- BRIEF: Your task is to transcribe all of the data below exactly, omitting the images.

+ + + +

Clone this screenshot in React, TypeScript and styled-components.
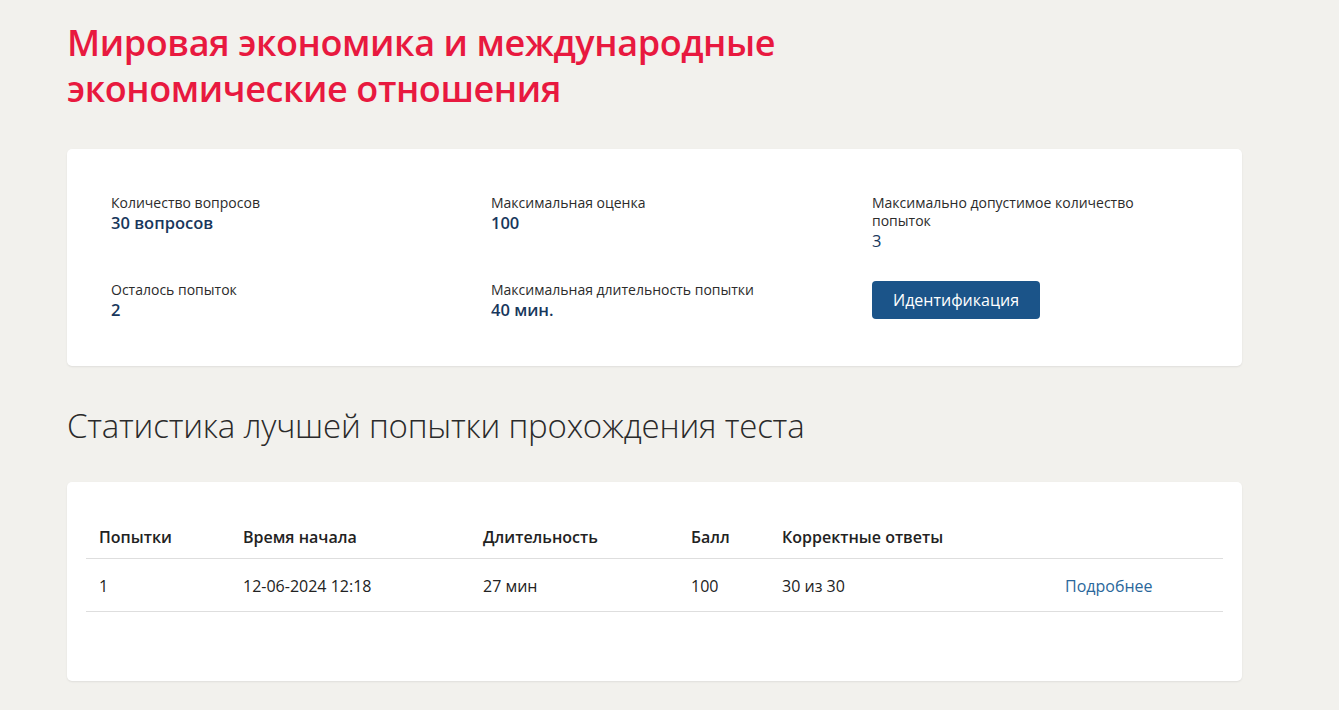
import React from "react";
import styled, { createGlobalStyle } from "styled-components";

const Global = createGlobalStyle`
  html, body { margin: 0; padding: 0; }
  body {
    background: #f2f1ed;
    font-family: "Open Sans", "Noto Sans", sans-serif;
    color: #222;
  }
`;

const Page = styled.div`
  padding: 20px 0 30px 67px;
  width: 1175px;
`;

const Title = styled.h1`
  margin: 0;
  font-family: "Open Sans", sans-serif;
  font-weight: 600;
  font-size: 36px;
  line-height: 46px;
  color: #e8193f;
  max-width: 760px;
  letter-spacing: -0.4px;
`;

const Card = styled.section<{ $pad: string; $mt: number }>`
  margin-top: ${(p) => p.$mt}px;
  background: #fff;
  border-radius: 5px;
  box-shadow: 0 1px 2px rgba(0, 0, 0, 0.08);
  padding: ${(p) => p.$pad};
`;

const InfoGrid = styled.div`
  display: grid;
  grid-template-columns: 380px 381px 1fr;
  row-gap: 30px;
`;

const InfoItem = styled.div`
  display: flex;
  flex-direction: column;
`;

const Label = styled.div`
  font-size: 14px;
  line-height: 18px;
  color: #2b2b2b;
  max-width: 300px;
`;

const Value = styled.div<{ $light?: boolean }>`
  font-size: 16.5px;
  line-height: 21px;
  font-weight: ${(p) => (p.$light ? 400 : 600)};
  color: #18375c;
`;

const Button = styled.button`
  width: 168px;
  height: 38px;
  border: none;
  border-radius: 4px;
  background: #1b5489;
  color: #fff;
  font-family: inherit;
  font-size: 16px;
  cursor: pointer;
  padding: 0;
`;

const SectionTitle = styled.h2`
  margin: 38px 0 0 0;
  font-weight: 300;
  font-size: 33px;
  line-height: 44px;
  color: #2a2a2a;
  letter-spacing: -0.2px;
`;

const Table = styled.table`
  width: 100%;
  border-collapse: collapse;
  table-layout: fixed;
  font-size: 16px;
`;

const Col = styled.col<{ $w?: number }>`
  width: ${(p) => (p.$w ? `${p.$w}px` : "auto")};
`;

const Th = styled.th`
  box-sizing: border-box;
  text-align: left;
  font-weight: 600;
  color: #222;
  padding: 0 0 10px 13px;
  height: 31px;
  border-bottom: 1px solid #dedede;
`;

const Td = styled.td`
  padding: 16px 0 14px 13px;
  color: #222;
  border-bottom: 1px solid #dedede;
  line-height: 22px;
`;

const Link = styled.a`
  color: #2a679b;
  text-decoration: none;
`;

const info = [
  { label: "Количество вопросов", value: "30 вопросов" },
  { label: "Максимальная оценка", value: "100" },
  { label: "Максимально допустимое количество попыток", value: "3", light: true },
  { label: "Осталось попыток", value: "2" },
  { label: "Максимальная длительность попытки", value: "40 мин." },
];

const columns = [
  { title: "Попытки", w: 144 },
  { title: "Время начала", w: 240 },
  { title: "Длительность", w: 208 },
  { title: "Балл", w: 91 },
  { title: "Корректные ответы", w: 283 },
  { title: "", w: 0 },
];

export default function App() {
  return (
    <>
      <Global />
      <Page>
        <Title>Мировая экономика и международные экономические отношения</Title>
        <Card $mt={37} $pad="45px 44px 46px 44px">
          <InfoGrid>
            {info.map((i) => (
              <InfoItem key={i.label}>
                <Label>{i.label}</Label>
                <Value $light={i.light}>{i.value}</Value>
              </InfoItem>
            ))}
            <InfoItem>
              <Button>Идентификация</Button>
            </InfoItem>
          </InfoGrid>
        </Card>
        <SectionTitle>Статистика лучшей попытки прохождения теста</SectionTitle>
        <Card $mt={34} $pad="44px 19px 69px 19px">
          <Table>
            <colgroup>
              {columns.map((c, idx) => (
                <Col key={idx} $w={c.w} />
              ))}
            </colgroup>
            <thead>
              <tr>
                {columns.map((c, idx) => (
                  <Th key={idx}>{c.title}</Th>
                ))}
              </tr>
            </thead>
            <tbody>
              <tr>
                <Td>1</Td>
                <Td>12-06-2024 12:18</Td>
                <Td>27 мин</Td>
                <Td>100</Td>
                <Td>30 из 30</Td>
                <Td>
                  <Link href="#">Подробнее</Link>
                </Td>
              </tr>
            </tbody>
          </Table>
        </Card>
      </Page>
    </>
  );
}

+ + + +

- ANSWER TO THIS PROBLEM:
Clone this screenshot in React, TypeScript and styled-components.
import React from "react";
import styled, { createGlobalStyle } from "styled-components";

const Global = createGlobalStyle`
  html, body { margin: 0; padding: 0; }
  body {
    background: #f2f1ed;
    font-family: "Open Sans", "Noto Sans", sans-serif;
    color: #222;
  }
`;

const Page = styled.div`
  padding: 20px 0 30px 67px;
  width: 1175px;
`;

const Title = styled.h1`
  margin: 0;
  font-family: "Open Sans", sans-serif;
  font-weight: 600;
  font-size: 36px;
  line-height: 46px;
  color: #e8193f;
  max-width: 760px;
  letter-spacing: -0.4px;
`;

const Card = styled.section<{ $pad: string; $mt: number }>`
  margin-top: ${(p) => p.$mt}px;
  background: #fff;
  border-radius: 5px;
  box-shadow: 0 1px 2px rgba(0, 0, 0, 0.08);
  padding: ${(p) => p.$pad};
`;

const InfoGrid = styled.div`
  display: grid;
  grid-template-columns: 380px 381px 1fr;
  row-gap: 30px;
`;

const InfoItem = styled.div`
  display: flex;
  flex-direction: column;
`;

const Label = styled.div`
  font-size: 14px;
  line-height: 18px;
  color: #2b2b2b;
  max-width: 300px;
`;

const Value = styled.div<{ $light?: boolean }>`
  font-size: 16.5px;
  line-height: 21px;
  font-weight: ${(p) => (p.$light ? 400 : 600)};
  color: #18375c;
`;

const Button = styled.button`
  width: 168px;
  height: 38px;
  border: none;
  border-radius: 4px;
  background: #1b5489;
  color: #fff;
  font-family: inherit;
  font-size: 16px;
  cursor: pointer;
  padding: 0;
`;

const SectionTitle = styled.h2`
  margin: 38px 0 0 0;
  font-weight: 300;
  font-size: 33px;
  line-height: 44px;
  color: #2a2a2a;
  letter-spacing: -0.2px;
`;

const Table = styled.table`
  width: 100%;
  border-collapse: collapse;
  table-layout: fixed;
  font-size: 16px;
`;

const Col = styled.col<{ $w?: number }>`
  width: ${(p) => (p.$w ? `${p.$w}px` : "auto")};
`;

const Th = styled.th`
  box-sizing: border-box;
  text-align: left;
  font-weight: 600;
  color: #222;
  padding: 0 0 10px 13px;
  height: 31px;
  border-bottom: 1px solid #dedede;
`;

const Td = styled.td`
  padding: 16px 0 14px 13px;
  color: #222;
  border-bottom: 1px solid #dedede;
  line-height: 22px;
`;

const Link = styled.a`
  color: #2a679b;
  text-decoration: none;
`;

const info = [
  { label: "Количество вопросов", value: "30 вопросов" },
  { label: "Максимальная оценка", value: "100" },
  { label: "Максимально допустимое количество попыток", value: "3", light: true },
  { label: "Осталось попыток", value: "2" },
  { label: "Максимальная длительность попытки", value: "40 мин." },
];

const columns = [
  { title: "Попытки", w: 144 },
  { title: "Время начала", w: 240 },
  { title: "Длительность", w: 208 },
  { title: "Балл", w: 91 },
  { title: "Корректные ответы", w: 283 },
  { title: "", w: 0 },
];

export default function App() {
  return (
    <>
      <Global />
      <Page>
        <Title>Мировая экономика и международные экономические отношения</Title>
        <Card $mt={37} $pad="45px 44px 46px 44px">
          <InfoGrid>
            {info.map((i) => (
              <InfoItem key={i.label}>
                <Label>{i.label}</Label>
                <Value $light={i.light}>{i.value}</Value>
              </InfoItem>
            ))}
            <InfoItem>
              <Button>Идентификация</Button>
            </InfoItem>
          </InfoGrid>
        </Card>
        <SectionTitle>Статистика лучшей попытки прохождения теста</SectionTitle>
        <Card $mt={34} $pad="44px 19px 69px 19px">
          <Table>
            <colgroup>
              {columns.map((c, idx) => (
                <Col key={idx} $w={c.w} />
              ))}
            </colgroup>
            <thead>
              <tr>
                {columns.map((c, idx) => (
                  <Th key={idx}>{c.title}</Th>
                ))}
              </tr>
            </thead>
            <tbody>
              <tr>
                <Td>1</Td>
                <Td>12-06-2024 12:18</Td>
                <Td>27 мин</Td>
                <Td>100</Td>
                <Td>30 из 30</Td>
                <Td>
                  <Link href="#">Подробнее</Link>
                </Td>
              </tr>
            </tbody>
          </Table>
        </Card>
      </Page>
    </>
  );
}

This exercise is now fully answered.